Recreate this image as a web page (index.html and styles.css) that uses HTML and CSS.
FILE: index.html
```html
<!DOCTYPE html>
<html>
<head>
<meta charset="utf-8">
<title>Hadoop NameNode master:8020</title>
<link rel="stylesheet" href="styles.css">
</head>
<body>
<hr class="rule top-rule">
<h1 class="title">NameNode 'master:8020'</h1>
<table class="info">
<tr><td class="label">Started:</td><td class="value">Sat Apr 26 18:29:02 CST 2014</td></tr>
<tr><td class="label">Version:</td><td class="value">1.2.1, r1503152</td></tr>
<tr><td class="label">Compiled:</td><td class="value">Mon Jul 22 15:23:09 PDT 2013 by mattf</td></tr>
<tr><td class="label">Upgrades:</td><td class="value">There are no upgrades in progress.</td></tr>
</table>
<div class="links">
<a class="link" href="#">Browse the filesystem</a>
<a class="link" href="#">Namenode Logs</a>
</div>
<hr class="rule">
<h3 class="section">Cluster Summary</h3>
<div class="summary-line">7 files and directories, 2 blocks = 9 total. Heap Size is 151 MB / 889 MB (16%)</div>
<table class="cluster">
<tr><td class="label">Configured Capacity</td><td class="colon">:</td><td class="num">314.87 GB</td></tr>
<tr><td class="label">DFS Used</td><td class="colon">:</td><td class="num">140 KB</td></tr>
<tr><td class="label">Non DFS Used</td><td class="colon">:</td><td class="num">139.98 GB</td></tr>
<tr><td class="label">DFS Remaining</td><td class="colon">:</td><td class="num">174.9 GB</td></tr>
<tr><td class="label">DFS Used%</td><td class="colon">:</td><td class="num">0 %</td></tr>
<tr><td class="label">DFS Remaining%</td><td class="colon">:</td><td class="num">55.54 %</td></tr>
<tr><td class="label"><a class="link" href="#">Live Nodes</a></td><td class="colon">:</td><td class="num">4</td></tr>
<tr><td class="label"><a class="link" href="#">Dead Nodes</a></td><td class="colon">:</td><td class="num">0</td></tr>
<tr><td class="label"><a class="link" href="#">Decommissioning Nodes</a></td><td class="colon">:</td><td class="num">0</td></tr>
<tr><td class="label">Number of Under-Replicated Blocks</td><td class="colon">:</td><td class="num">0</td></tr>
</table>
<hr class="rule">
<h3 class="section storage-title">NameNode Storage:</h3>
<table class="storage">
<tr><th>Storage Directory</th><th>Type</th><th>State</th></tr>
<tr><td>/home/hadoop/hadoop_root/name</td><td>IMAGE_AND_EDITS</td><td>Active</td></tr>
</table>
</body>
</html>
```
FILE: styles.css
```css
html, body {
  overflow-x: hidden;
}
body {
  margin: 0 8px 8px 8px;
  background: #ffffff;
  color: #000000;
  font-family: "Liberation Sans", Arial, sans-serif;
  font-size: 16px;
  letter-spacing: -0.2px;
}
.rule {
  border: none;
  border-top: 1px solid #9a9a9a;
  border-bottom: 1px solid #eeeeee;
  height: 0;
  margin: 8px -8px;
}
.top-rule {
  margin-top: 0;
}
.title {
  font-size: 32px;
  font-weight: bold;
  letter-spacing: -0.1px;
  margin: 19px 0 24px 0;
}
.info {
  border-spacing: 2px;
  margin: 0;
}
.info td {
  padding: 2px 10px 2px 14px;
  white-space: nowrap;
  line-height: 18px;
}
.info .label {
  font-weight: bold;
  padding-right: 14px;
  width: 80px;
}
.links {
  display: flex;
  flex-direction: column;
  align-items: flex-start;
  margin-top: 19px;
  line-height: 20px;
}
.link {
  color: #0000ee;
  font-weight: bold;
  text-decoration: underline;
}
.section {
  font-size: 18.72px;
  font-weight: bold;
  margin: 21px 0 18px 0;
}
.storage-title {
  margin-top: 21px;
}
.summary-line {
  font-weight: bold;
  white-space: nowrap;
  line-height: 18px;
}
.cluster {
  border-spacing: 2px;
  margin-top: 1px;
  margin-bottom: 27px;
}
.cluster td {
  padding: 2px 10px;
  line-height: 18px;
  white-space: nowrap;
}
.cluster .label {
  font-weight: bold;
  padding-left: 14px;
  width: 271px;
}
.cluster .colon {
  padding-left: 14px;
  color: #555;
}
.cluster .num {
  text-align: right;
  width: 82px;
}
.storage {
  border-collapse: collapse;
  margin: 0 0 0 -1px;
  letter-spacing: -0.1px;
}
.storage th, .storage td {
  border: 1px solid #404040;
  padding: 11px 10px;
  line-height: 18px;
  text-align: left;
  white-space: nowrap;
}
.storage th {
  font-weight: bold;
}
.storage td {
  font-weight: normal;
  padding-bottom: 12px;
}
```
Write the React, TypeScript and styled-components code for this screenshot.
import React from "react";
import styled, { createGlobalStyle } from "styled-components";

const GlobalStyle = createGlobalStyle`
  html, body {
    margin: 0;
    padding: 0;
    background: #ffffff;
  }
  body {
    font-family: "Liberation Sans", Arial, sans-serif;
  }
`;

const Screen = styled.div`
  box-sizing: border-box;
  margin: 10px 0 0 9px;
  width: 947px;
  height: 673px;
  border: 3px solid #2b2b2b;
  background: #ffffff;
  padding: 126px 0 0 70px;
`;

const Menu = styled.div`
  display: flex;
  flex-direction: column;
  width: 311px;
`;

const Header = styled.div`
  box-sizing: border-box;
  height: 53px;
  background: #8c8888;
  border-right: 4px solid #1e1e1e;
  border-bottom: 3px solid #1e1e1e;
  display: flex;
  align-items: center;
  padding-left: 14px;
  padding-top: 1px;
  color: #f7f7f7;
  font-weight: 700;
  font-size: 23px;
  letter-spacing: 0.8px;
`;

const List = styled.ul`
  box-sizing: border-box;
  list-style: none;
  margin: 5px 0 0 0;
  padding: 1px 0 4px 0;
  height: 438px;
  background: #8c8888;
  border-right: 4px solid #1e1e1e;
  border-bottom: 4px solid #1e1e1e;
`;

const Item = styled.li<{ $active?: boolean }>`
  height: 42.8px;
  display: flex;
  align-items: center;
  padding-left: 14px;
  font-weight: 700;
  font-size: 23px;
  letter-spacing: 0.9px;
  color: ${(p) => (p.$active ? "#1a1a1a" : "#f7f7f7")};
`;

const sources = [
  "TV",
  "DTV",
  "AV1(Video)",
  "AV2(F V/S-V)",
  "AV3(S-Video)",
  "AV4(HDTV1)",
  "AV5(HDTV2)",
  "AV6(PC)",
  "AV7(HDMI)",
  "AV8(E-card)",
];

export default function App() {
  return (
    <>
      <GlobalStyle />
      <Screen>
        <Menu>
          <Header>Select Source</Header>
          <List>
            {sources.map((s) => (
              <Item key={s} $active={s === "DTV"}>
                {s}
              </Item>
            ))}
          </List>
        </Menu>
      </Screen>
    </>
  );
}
☆ ☆ ☆ ☆ ☆ ☆ ☆
**EXERCISE AIM**
Print all of the entries again, exactly as written.

**SOLUTION FOR THIS EXERCISE**
Recreate this image as a web page (index.html and styles.css) that uses HTML and CSS.
FILE: index.html
```html
<!DOCTYPE html>
<html>
<head>
<meta charset="utf-8">
<title>Hadoop NameNode master:8020</title>
<link rel="stylesheet" href="styles.css">
</head>
<body>
<hr class="rule top-rule">
<h1 class="title">NameNode 'master:8020'</h1>
<table class="info">
<tr><td class="label">Started:</td><td class="value">Sat Apr 26 18:29:02 CST 2014</td></tr>
<tr><td class="label">Version:</td><td class="value">1.2.1, r1503152</td></tr>
<tr><td class="label">Compiled:</td><td class="value">Mon Jul 22 15:23:09 PDT 2013 by mattf</td></tr>
<tr><td class="label">Upgrades:</td><td class="value">There are no upgrades in progress.</td></tr>
</table>
<div class="links">
<a class="link" href="#">Browse the filesystem</a>
<a class="link" href="#">Namenode Logs</a>
</div>
<hr class="rule">
<h3 class="section">Cluster Summary</h3>
<div class="summary-line">7 files and directories, 2 blocks = 9 total. Heap Size is 151 MB / 889 MB (16%)</div>
<table class="cluster">
<tr><td class="label">Configured Capacity</td><td class="colon">:</td><td class="num">314.87 GB</td></tr>
<tr><td class="label">DFS Used</td><td class="colon">:</td><td class="num">140 KB</td></tr>
<tr><td class="label">Non DFS Used</td><td class="colon">:</td><td class="num">139.98 GB</td></tr>
<tr><td class="label">DFS Remaining</td><td class="colon">:</td><td class="num">174.9 GB</td></tr>
<tr><td class="label">DFS Used%</td><td class="colon">:</td><td class="num">0 %</td></tr>
<tr><td class="label">DFS Remaining%</td><td class="colon">:</td><td class="num">55.54 %</td></tr>
<tr><td class="label"><a class="link" href="#">Live Nodes</a></td><td class="colon">:</td><td class="num">4</td></tr>
<tr><td class="label"><a class="link" href="#">Dead Nodes</a></td><td class="colon">:</td><td class="num">0</td></tr>
<tr><td class="label"><a class="link" href="#">Decommissioning Nodes</a></td><td class="colon">:</td><td class="num">0</td></tr>
<tr><td class="label">Number of Under-Replicated Blocks</td><td class="colon">:</td><td class="num">0</td></tr>
</table>
<hr class="rule">
<h3 class="section storage-title">NameNode Storage:</h3>
<table class="storage">
<tr><th>Storage Directory</th><th>Type</th><th>State</th></tr>
<tr><td>/home/hadoop/hadoop_root/name</td><td>IMAGE_AND_EDITS</td><td>Active</td></tr>
</table>
</body>
</html>
```
FILE: styles.css
```css
html, body {
  overflow-x: hidden;
}
body {
  margin: 0 8px 8px 8px;
  background: #ffffff;
  color: #000000;
  font-family: "Liberation Sans", Arial, sans-serif;
  font-size: 16px;
  letter-spacing: -0.2px;
}
.rule {
  border: none;
  border-top: 1px solid #9a9a9a;
  border-bottom: 1px solid #eeeeee;
  height: 0;
  margin: 8px -8px;
}
.top-rule {
  margin-top: 0;
}
.title {
  font-size: 32px;
  font-weight: bold;
  letter-spacing: -0.1px;
  margin: 19px 0 24px 0;
}
.info {
  border-spacing: 2px;
  margin: 0;
}
.info td {
  padding: 2px 10px 2px 14px;
  white-space: nowrap;
  line-height: 18px;
}
.info .label {
  font-weight: bold;
  padding-right: 14px;
  width: 80px;
}
.links {
  display: flex;
  flex-direction: column;
  align-items: flex-start;
  margin-top: 19px;
  line-height: 20px;
}
.link {
  color: #0000ee;
  font-weight: bold;
  text-decoration: underline;
}
.section {
  font-size: 18.72px;
  font-weight: bold;
  margin: 21px 0 18px 0;
}
.storage-title {
  margin-top: 21px;
}
.summary-line {
  font-weight: bold;
  white-space: nowrap;
  line-height: 18px;
}
.cluster {
  border-spacing: 2px;
  margin-top: 1px;
  margin-bottom: 27px;
}
.cluster td {
  padding: 2px 10px;
  line-height: 18px;
  white-space: nowrap;
}
.cluster .label {
  font-weight: bold;
  padding-left: 14px;
  width: 271px;
}
.cluster .colon {
  padding-left: 14px;
  color: #555;
}
.cluster .num {
  text-align: right;
  width: 82px;
}
.storage {
  border-collapse: collapse;
  margin: 0 0 0 -1px;
  letter-spacing: -0.1px;
}
.storage th, .storage td {
  border: 1px solid #404040;
  padding: 11px 10px;
  line-height: 18px;
  text-align: left;
  white-space: nowrap;
}
.storage th {
  font-weight: bold;
}
.storage td {
  font-weight: normal;
  padding-bottom: 12px;
}
```
Write the React, TypeScript and styled-components code for this screenshot.
import React from "react";
import styled, { createGlobalStyle } from "styled-components";

const GlobalStyle = createGlobalStyle`
  html, body {
    margin: 0;
    padding: 0;
    background: #ffffff;
  }
  body {
    font-family: "Liberation Sans", Arial, sans-serif;
  }
`;

const Screen = styled.div`
  box-sizing: border-box;
  margin: 10px 0 0 9px;
  width: 947px;
  height: 673px;
  border: 3px solid #2b2b2b;
  background: #ffffff;
  padding: 126px 0 0 70px;
`;

const Menu = styled.div`
  display: flex;
  flex-direction: column;
  width: 311px;
`;

const Header = styled.div`
  box-sizing: border-box;
  height: 53px;
  background: #8c8888;
  border-right: 4px solid #1e1e1e;
  border-bottom: 3px solid #1e1e1e;
  display: flex;
  align-items: center;
  padding-left: 14px;
  padding-top: 1px;
  color: #f7f7f7;
  font-weight: 700;
  font-size: 23px;
  letter-spacing: 0.8px;
`;

const List = styled.ul`
  box-sizing: border-box;
  list-style: none;
  margin: 5px 0 0 0;
  padding: 1px 0 4px 0;
  height: 438px;
  background: #8c8888;
  border-right: 4px solid #1e1e1e;
  border-bottom: 4px solid #1e1e1e;
`;

const Item = styled.li<{ $active?: boolean }>`
  height: 42.8px;
  display: flex;
  align-items: center;
  padding-left: 14px;
  font-weight: 700;
  font-size: 23px;
  letter-spacing: 0.9px;
  color: ${(p) => (p.$active ? "#1a1a1a" : "#f7f7f7")};
`;

const sources = [
  "TV",
  "DTV",
  "AV1(Video)",
  "AV2(F V/S-V)",
  "AV3(S-Video)",
  "AV4(HDTV1)",
  "AV5(HDTV2)",
  "AV6(PC)",
  "AV7(HDMI)",
  "AV8(E-card)",
];

export default function App() {
  return (
    <>
      <GlobalStyle />
      <Screen>
        <Menu>
          <Header>Select Source</Header>
          <List>
            {sources.map((s) => (
              <Item key={s} $active={s === "DTV"}>
                {s}
              </Item>
            ))}
          </List>
        </Menu>
      </Screen>
    </>
  );
}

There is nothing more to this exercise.